_Source records_
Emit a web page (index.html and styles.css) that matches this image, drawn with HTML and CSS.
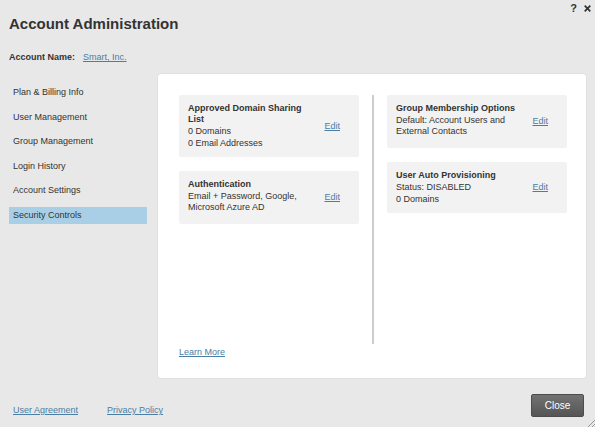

---

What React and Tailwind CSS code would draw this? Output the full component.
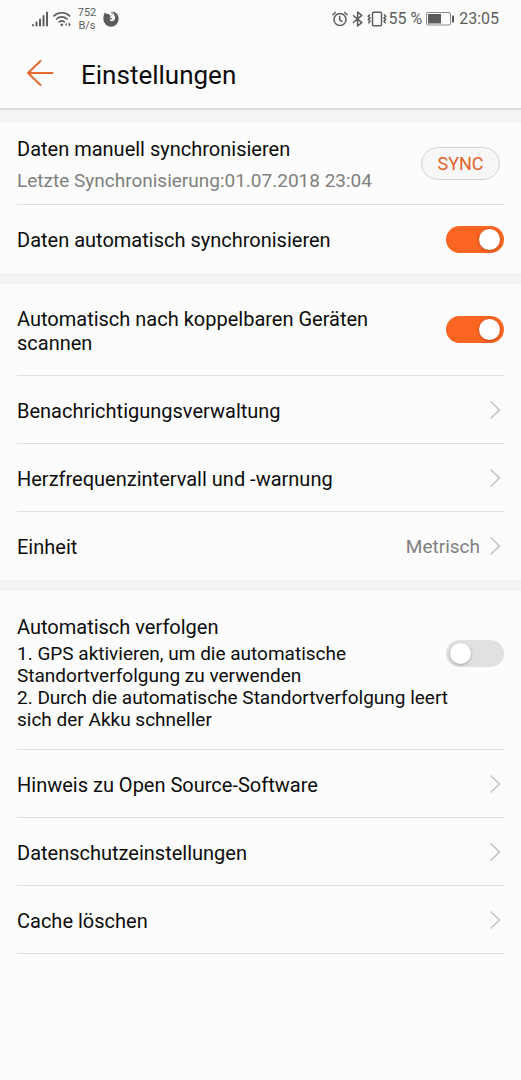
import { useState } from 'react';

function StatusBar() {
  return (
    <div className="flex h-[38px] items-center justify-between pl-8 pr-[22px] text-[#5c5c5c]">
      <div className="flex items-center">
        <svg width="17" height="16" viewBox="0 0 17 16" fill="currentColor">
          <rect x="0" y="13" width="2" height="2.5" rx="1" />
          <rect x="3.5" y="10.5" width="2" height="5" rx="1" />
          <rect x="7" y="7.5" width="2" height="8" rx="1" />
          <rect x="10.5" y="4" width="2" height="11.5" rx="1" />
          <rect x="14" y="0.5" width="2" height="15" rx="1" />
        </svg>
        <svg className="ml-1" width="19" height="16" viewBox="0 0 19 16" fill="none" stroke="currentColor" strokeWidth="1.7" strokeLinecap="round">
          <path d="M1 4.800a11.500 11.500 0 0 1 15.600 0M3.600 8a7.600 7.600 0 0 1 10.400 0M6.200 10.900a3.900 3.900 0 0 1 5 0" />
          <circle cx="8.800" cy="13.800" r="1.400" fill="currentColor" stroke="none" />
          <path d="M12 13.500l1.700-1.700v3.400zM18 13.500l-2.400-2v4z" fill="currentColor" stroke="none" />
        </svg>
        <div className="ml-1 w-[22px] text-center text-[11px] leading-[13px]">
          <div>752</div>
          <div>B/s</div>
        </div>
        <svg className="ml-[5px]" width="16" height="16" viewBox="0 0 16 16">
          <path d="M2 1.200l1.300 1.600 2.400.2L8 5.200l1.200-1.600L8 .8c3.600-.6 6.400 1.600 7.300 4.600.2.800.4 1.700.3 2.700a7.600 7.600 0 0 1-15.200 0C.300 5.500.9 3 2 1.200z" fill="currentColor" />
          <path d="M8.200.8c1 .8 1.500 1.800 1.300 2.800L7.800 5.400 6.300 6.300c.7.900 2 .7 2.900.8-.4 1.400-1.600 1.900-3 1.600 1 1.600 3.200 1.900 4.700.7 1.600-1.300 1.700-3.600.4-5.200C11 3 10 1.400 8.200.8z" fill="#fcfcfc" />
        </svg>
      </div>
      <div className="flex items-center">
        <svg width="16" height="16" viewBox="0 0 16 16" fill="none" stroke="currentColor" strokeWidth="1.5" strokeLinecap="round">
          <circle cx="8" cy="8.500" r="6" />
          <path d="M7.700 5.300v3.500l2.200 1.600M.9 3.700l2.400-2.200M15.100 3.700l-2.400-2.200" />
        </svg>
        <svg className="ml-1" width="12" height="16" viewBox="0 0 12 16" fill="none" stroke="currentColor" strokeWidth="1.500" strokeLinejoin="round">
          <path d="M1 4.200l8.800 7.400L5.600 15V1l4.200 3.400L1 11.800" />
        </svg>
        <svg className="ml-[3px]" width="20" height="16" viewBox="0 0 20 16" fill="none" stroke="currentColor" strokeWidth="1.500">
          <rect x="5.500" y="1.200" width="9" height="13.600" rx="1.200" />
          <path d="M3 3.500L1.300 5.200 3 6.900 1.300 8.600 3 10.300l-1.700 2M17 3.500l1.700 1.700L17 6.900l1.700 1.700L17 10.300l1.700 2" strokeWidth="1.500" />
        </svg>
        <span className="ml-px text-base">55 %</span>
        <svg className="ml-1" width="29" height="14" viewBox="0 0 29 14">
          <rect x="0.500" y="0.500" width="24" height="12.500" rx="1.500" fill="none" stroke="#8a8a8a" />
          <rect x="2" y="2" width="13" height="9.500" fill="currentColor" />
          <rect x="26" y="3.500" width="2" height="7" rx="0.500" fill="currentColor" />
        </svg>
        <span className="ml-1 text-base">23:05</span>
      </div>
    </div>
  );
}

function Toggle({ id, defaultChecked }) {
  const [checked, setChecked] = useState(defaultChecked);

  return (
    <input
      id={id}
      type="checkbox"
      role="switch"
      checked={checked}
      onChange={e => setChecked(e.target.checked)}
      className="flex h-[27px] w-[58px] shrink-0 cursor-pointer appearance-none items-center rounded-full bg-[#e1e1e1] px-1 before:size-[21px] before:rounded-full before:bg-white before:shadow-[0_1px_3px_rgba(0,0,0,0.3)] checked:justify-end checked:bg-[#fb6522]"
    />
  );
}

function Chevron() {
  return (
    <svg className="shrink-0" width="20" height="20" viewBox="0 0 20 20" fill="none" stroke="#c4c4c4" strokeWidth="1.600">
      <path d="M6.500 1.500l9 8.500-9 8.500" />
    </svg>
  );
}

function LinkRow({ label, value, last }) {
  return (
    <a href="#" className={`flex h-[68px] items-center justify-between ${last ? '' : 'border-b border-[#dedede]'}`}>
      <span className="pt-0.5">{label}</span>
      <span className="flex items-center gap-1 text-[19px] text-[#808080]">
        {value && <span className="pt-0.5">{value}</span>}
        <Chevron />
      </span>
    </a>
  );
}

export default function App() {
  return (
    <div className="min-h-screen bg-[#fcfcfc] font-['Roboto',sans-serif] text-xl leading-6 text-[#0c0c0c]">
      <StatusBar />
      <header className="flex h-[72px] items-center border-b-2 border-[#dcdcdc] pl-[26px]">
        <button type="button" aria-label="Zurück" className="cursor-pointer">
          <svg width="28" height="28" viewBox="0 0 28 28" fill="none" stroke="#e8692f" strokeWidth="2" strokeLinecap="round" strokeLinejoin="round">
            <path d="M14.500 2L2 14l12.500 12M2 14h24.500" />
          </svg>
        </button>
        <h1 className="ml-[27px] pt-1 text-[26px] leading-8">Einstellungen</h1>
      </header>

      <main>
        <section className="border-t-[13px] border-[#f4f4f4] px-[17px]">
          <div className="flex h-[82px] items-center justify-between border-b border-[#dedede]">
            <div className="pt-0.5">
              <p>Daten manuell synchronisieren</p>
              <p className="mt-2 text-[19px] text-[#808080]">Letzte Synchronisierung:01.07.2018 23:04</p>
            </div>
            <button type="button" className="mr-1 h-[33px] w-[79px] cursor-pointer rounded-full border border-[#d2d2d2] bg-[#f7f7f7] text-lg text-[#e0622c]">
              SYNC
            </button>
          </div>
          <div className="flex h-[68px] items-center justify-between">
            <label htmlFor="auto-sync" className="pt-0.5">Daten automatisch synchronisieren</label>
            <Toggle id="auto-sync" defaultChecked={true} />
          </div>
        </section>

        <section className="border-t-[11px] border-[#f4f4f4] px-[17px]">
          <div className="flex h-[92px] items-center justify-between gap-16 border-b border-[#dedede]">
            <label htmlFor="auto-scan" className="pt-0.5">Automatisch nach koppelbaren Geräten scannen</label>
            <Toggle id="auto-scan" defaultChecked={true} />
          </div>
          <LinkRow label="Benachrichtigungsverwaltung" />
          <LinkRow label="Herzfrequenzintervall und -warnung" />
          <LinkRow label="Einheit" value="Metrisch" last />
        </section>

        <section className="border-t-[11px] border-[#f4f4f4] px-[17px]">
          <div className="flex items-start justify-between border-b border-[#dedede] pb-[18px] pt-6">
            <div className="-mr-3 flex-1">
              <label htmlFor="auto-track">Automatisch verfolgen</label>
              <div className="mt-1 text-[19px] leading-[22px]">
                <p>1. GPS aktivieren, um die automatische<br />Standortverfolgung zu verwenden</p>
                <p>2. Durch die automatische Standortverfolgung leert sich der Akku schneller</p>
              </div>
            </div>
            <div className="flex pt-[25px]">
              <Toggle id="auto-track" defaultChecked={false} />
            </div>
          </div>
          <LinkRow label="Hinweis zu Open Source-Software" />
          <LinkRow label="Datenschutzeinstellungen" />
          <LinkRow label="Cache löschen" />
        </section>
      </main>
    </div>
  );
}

_What to produce_
Read the entries above, then pull out the lines that include "this".

_Written solution_
Emit a web page (index.html and styles.css) that matches this image, drawn with HTML and CSS.
What React and Tailwind CSS code would draw this? Output the full component.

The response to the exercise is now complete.